Airfield electrical replacement work:

  • Demolition and removal of more than 3,500 airfield lights and cans with existing conduits, conductors and handholes.
  • Installation of 62,000 lineal feet of concrete encased duct banks which included 454,000 lineal feet of conduit.
  • Installation of 58,000 lineal feet of saw cut kerf and more than 2,832,000 lineal feet (527 miles) of new conductors.
  • Installation of more than 4,000 new light fixtures on new base cans.
  • Installation of new obstruction lighting on the South Field blast fence and the North Field sea wall.

Federal Aviation Administration navigational aids work, including:

  • Installation of new concrete-encased duct banks and handholes.
  • Relocation of Precision Approach Path Indicator (PAPI) lights.
  • Relocation of the glide slope shelter and antenna.
  • Installation of a new Medium Intensity Approach Lighting System (MALSR) threshold bar.
  • Relocation of all MALSR stations, including the station located on a pier in the bay.

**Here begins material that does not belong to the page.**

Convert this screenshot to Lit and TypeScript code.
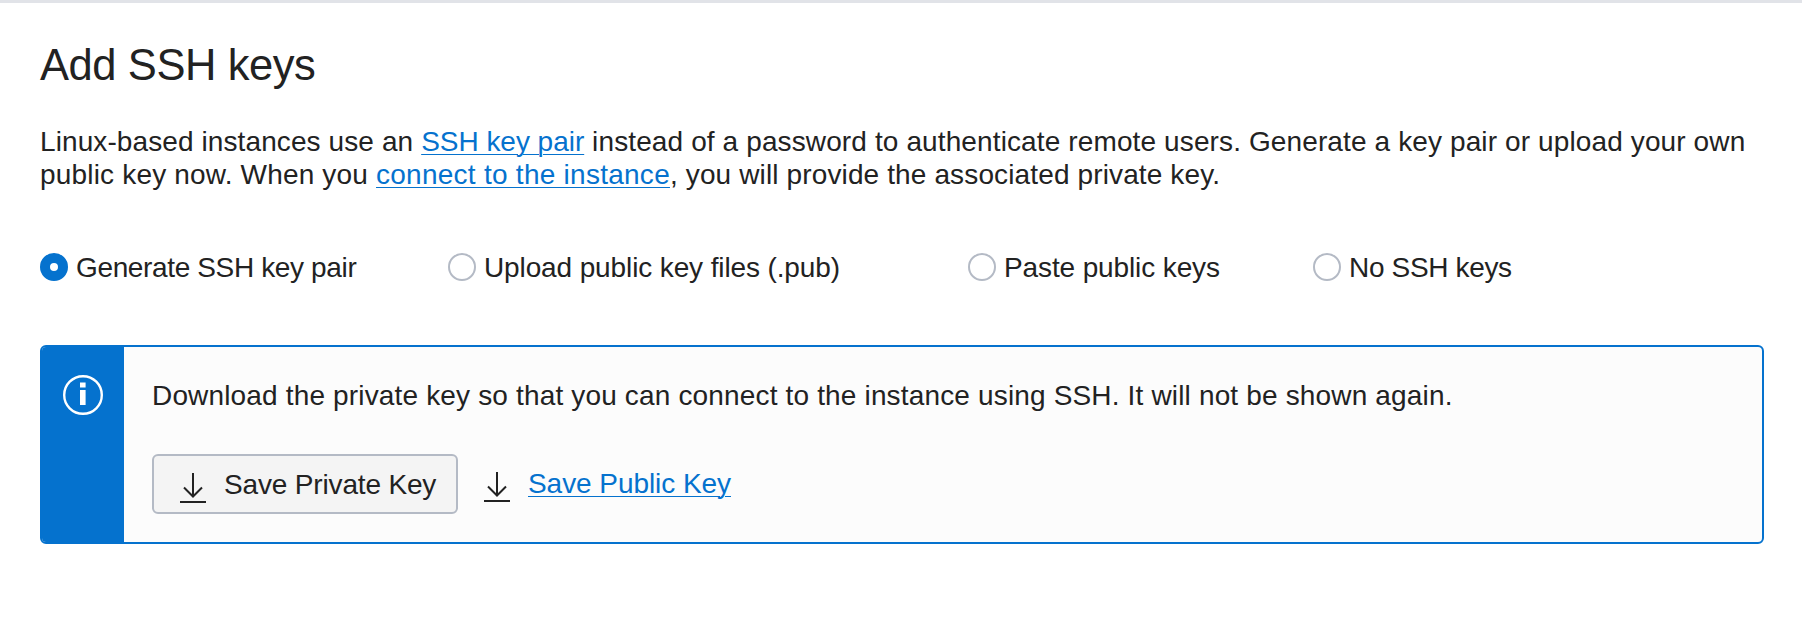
import { LitElement, html, css, svg } from "lit";
import { customElement, state } from "lit/decorators.js";

const OPTIONS = [
  { id: "generate", label: "Generate SSH key pair" },
  { id: "upload", label: "Upload public key files (.pub)" },
  { id: "paste", label: "Paste public keys" },
  { id: "none", label: "No SSH keys" },
];

const downloadIcon = html`<svg class="download" viewBox="0 0 26 30" aria-hidden="true">
  ${svg`<path d="M13 0V23.5M4 14.5L13 23.5L22 14.5M0 29H26" fill="none" stroke="#222" stroke-width="2"/>`}
</svg>`;

@customElement("app-root")
export class AppRoot extends LitElement {
  static styles = css`
    :host {
      display: block;
      box-sizing: border-box;
      height: 626px;
      padding: 37px 38px 0 40px;
      border-top: 3px solid #e1e3e8;
      background: #fff;
      color: #222;
      font: 28px/33px "Liberation Sans", Arial, sans-serif;
      white-space: nowrap;
      overflow: hidden;
    }
    h1 {
      margin: 0 0 35px;
      font-size: 43.5px;
      line-height: 50px;
      font-weight: 400;
      letter-spacing: -0.42px;
    }
    p { margin: 0; }
    a {
      color: #0572ce;
      text-decoration: underline;
      text-decoration-thickness: 1.3px;
      text-underline-offset: 3px;
    }
    .lead { letter-spacing: 0.1px; }
    .lead-link { letter-spacing: -0.03px; }
    .lead-rest { letter-spacing: 0.12px; }
    .second { letter-spacing: 0.18px; }
    .second-link { letter-spacing: 0.26px; }
    .second-rest { letter-spacing: 0.13px; }
    .options {
      display: grid;
      grid-template-columns: 408px 520px 345px auto;
      margin-top: 60px;
    }
    .option {
      display: flex;
      align-items: flex-start;
      gap: 8px;
      cursor: pointer;
    }
    .radio {
      box-sizing: border-box;
      width: 28px;
      height: 28px;
      margin-top: 2px;
      border: 2px solid #b4bac5;
      border-radius: 50%;
      background: #fff;
      flex: none;
    }
    .radio.on { border: 10px solid #0572ce; }
    .generate { letter-spacing: -0.36px; }
    .upload { letter-spacing: -0.12px; }
    .paste { letter-spacing: -0.12px; }
    .none { letter-spacing: -0.34px; }
    .notice {
      display: flex;
      box-sizing: border-box;
      height: 199px;
      margin-top: 61px;
      border: 2px solid #0572ce;
      border-radius: 6px;
      background: #fcfcfc;
      overflow: hidden;
    }
    .band {
      width: 82px;
      padding: 28px 0 0 21px;
      box-sizing: border-box;
      background: #0572ce;
      flex: none;
    }
    .info { display: block; width: 40px; height: 40px; }
    .body { padding: 32px 0 0 28px; }
    .message { letter-spacing: 0.16px; }
    .actions {
      display: flex;
      align-items: flex-start;
      margin-top: 42px;
    }
    .button {
      display: flex;
      align-items: flex-start;
      box-sizing: border-box;
      width: 306px;
      height: 60px;
      margin: 0;
      padding: 12px 0 0 26px;
      border: 2px solid #b4bac5;
      border-radius: 6px;
      background: #f4f4f4;
      color: inherit;
      font: inherit;
      letter-spacing: -0.16px;
      cursor: pointer;
    }
    .download { width: 26px; height: 30px; flex: none; margin: 5px 18px 0 0; }
    .public {
      display: flex;
      align-items: flex-start;
      padding: 13px 0 0 26px;
      letter-spacing: -0.06px;
    }
  `;

  @state() private selected = "generate";

  render() {
    return html`
      <h1>Add SSH keys</h1>
      <p>
        <span class="lead">Linux-based instances use an </span><a class="lead-link">SSH key pair</a><span class="lead-rest"> instead of a password to authenticate remote users. Generate a key pair or upload your own</span><br />
        <span class="second">public key now. When you </span><a class="second-link">connect to the instance</a><span class="second-rest">, you will provide the associated private key.</span>
      </p>
      <div class="options" role="radiogroup">
        ${OPTIONS.map(
          (o) => html`<div
            class="option"
            role="radio"
            aria-checked=${this.selected === o.id}
            @click=${() => (this.selected = o.id)}
          >
            <span class="radio ${this.selected === o.id ? "on" : ""}"></span>
            <span class=${o.id}>${o.label}</span>
          </div>`
        )}
      </div>
      <section class="notice">
        <div class="band">
          <svg class="info" viewBox="0 0 40 40" aria-hidden="true">
            <circle cx="20" cy="20" r="18.8" fill="none" stroke="#fff" stroke-width="2.4" />
            <path d="M17 7.5H22.6V12.5H17ZM17 15H22.6V30H17Z" fill="#fff" />
          </svg>
        </div>
        <div class="body">
          <p class="message">Download the private key so that you can connect to the instance using SSH. It will not be shown again.</p>
          <div class="actions">
            <button class="button">${downloadIcon}<span>Save Private Key</span></button>
            <div class="public">${downloadIcon}<a>Save Public Key</a></div>
          </div>
        </div>
      </section>
    `;
  }
}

Federal Aviation Administration Runway Status Light (RWSL) work, including:

  • Installation of new RWSL conduit and airfield lighting during short duration closures of active taxiways.

Royal Electric has been performing airfield electrical work since the early 1980s, with similar elements to this project on different airports throughout the Western US. Unlike projects we had done before, however, this one combined several aspects of airfield electrical, over two runways and multiple taxiways, in a very short duration. While a project like this would typically be phased and take several years to complete, the contract documents called for all work to be performed in 100 calendar days. Other specific challenges included:

  • Security & Logistics — Two-thirds of the project took place in a secure airport perimeter, requiring badging for all employees and delivery drivers, plus escorts for driving through airport operations. The other third of our work required crews to leave the secure perimeter and drive 20 minutes around the entire airport for access to the other side. 
  • Procurement of Materials by Owner — Because of the tight schedule, the owner pre-ordered $14 million in airfield lighting and manholes. Royal had to coordinate inventory of these owner-furnished materials and delivery to our site of work.

Royal Electric and Golden Gate Constructors worked hand-in-hand with the inspection team and SFO to ensure the success of the project. Royal’s expertise in airfield construction and our experience with challenges on projects over the past several decades put us in a position to mitigate any potential problems before they occurred, and present solutions for the owner. Our entire team from the top down was dedicated to bringing this project in safely and on time. Ultimately, the project was completed in 79 calendar days, earning an early-completion bonus of $2 million for the team, and allowing airport operations to reopen the runways early for traveling passengers. Specific solution strategies included:

  • Coordination with the general contractor — Royal’s work had to be installed in conjunction with the work of the civil contractor, requiring hourly coordination of materials and hundreds of crew members.
  • Manpower — Royal utilized our electricians, laborers and operators from several western states in order to properly staff this project. Additionally, we allocated personnel from all offices for purchasing, management, and administrative positions in order to support the crews building this project.
  • Expediting the change, costs and billings process — With an accelerated payment schedule, unit price billings and quantities had to be measured and managed on a daily basis.  “Fast Teams” were created and met as often as twice a day to deal with unforeseen conditions. Royal was a key member of all six teams working closely with stakeholders to make expedited decisions on how to proceed with change order work and recommend value engineering items that saved the project both money and contract time.
  • Safety — With so many crews working multiple shifts in the same area, six days per week, safety was a serious concern. The entire project team, including management was involved and with more than 150,000 man-hours on the project, there were no lost-time injuries.

“No other electrical contractor could have done what Royal did on SFO. Their expertise in airfield electrical is unmatched. Between their ability to see design issues and present constructible solutions, to their ability to complete a tremendous amount of work in an incredibly short work window, is like nothing I have ever seen.”